Small companies generally cannot outspend large employers on compensation. What they can do is reduce friction. Employees are more likely to remain when they know their schedule, understand performance expectations, and trust that strong work will lead to more responsibility or better pay. In a high-cost labor market, operational clarity can be a retention tool.
Employers are redesigning roles, not just filling them
Another notable change is that small businesses are revisiting the structure of jobs themselves. Roles that were once built around convenience or habit are being broken apart, combined, or rewritten to fit current needs. A business that struggled to hire a full-time operations coordinator, for example, may divide the work between a bookkeeper, a customer service lead, and software that automates scheduling or reminders.
This is not purely a cost-cutting exercise. In many cases, it reflects a deeper effort to match labor with workflows more precisely. Owners are asking which tasks truly require a full-time employee, which can be handled through technology, and which can be outsourced without hurting service quality or control.
Common adjustments include:
- Converting some full-time roles into part-time or hybrid positions
- Cross-training employees to cover peak demand periods
- Automating repetitive administrative tasks
- Outsourcing specialized functions such as payroll, IT support, or bookkeeping
- Hiring for customer-facing and revenue-producing roles first
For businesses with limited cash flow, these decisions can preserve flexibility without shutting off growth entirely.
Technology is helping, but not replacing people
Owners have become more willing to use software to reduce routine work, especially in scheduling, invoicing, customer communication, and inventory tracking. But the practical takeaway is not that technology is eliminating the need for labor. It is that small businesses want each employee’s time spent on work that is harder to automate and more valuable to the customer.
That distinction matters. A contractor may use software to streamline estimates and follow-ups, but still need skilled technicians in short supply. A local retailer may automate stock alerts yet continue to depend on experienced staff who can sell, solve problems, and build repeat business. Technology is often making small teams more efficient, not making staffing irrelevant.
Where digital tools can make a measurable difference is in reducing the hidden labor that accumulates around manual processes.
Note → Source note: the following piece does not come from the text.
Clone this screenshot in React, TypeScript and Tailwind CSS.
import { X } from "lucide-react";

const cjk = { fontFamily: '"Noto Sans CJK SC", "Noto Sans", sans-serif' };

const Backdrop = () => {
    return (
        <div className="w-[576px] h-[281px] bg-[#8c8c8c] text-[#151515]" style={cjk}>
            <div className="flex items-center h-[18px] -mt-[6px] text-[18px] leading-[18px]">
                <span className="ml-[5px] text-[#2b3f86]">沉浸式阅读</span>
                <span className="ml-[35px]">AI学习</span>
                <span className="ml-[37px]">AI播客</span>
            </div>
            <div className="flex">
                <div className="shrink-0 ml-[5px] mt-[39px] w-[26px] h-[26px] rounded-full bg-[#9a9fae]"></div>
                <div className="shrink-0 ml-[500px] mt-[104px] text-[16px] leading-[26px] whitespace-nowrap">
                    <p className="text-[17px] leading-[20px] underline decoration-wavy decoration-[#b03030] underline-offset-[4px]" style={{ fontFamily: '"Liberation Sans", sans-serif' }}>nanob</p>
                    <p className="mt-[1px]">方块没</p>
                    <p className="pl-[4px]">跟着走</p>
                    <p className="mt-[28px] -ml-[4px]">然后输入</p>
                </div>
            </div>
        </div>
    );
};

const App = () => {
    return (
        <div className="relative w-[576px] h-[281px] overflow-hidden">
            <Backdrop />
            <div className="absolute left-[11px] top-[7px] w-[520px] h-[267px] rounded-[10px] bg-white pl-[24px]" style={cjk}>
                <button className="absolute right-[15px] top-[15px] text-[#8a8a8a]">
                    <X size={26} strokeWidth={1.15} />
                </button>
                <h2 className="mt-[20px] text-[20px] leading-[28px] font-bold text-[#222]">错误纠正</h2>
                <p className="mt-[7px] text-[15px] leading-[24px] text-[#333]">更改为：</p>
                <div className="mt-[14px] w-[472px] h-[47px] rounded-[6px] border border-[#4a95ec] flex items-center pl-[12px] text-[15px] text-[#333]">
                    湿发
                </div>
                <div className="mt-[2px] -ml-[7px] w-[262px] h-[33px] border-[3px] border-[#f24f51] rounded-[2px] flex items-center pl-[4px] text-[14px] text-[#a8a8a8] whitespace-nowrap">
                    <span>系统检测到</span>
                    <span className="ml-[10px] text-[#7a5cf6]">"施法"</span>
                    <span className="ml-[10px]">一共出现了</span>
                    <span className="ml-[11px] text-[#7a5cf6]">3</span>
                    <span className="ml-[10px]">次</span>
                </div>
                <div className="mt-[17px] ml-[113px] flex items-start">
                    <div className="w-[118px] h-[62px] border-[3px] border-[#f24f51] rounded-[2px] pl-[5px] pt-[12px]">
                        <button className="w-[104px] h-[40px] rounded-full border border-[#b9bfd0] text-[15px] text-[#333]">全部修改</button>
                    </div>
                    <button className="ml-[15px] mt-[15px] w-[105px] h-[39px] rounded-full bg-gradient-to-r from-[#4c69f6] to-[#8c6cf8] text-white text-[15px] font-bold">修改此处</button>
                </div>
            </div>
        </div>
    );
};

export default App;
Owners who reclaim hours from back-office work are often able to delay a hire, improve service speed, or reduce burnout among current staff.
What lenders, landlords, and local officials should watch
The labor picture also has implications beyond the business itself. For lenders, persistent payroll pressure can affect repayment capacity, especially for firms with seasonal swings or heavy service components. For commercial landlords, staffing constraints may shape hours of operation, expansion plans, and tenant stability. For local policymakers, the issue is more nuanced than whether jobs are being created. The stronger question is whether small firms can sustain employment while absorbing higher operating costs.
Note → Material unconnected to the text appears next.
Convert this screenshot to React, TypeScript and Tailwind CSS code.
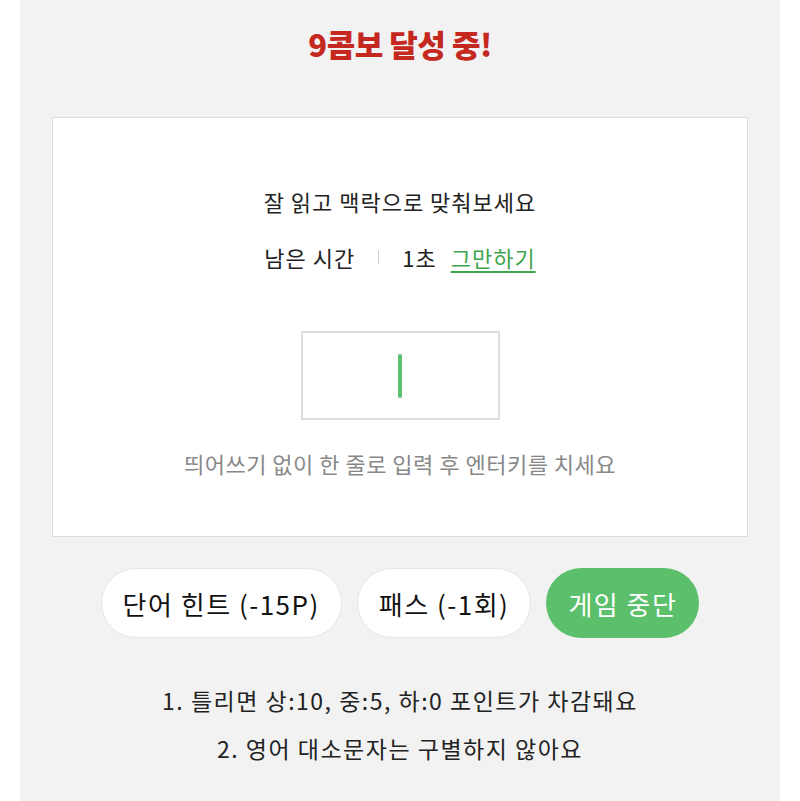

That may put renewed focus on workforce development, childcare access, transportation reliability, and credentialing pathways that help businesses hire locally. Small employers often do not need a large volume of applicants. They need a smaller number of dependable, prepared workers who can stay and grow with the company.
How owners are making hiring decisions now
Many small business leaders are applying a more disciplined filter before approving a new role. The questions are increasingly direct:
- Does this position solve an immediate operational constraint?
- Will it improve revenue, customer retention, or service capacity within a defined timeframe?
- Can the work be simplified, automated, or redistributed first?
- Is the business prepared to train and retain the person once hired?
Those questions do not signal retreat. They signal that owners are treating labor as a strategic investment rather than a default response to being busy. That distinction is likely to define small-business hiring for some time.
If labor costs remain elevated and demand stays uneven, the businesses most likely to navigate the environment well will not necessarily be the ones that hire the fastest. They will be the ones that understand where talent creates value, where process changes can relieve pressure, and where retention delivers a better return than constant recruiting.
For small businesses, that is becoming the new hiring playbook: fewer assumptions, tighter roles, better systems, and a stronger focus on keeping the people who already know how to do the job.